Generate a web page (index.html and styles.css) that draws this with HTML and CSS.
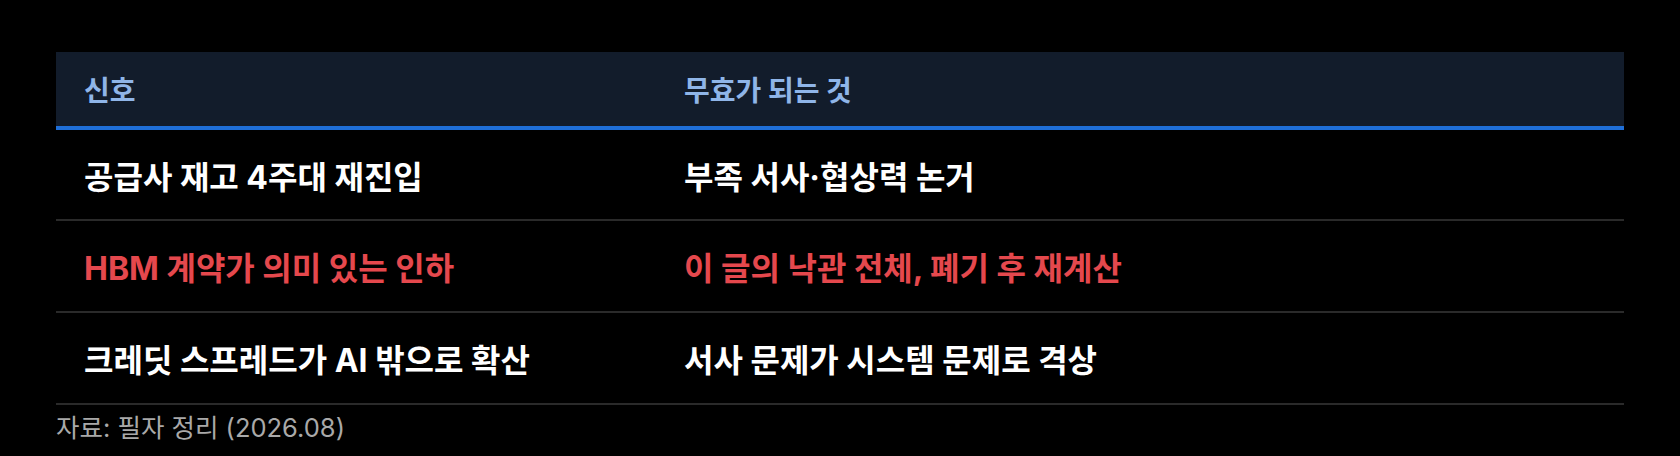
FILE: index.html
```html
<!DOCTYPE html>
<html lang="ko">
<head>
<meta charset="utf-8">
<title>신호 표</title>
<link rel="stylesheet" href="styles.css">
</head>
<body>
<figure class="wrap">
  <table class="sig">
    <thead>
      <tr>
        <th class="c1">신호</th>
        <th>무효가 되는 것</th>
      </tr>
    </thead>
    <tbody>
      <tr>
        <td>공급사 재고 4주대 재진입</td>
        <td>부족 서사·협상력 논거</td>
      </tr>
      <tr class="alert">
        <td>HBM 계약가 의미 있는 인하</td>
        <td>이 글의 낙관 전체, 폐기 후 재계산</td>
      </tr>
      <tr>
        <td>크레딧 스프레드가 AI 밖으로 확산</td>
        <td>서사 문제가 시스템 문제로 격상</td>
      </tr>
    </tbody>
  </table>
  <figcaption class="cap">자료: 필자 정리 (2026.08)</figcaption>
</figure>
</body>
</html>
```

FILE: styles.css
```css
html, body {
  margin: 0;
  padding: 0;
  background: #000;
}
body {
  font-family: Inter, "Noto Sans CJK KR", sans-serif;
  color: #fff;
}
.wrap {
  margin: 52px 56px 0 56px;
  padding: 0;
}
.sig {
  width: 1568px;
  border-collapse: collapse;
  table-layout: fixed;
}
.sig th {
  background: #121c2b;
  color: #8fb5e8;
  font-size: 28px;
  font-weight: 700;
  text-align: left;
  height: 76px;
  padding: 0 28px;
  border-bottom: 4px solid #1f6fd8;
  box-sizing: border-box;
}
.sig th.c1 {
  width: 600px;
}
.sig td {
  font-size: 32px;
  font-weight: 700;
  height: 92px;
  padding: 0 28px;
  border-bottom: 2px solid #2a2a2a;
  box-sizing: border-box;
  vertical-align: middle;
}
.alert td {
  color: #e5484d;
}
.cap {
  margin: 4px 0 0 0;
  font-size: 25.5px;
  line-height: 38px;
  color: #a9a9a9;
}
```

Requirement
Give solely the number of lines in the data that contain the string "styles".

Exercise output
3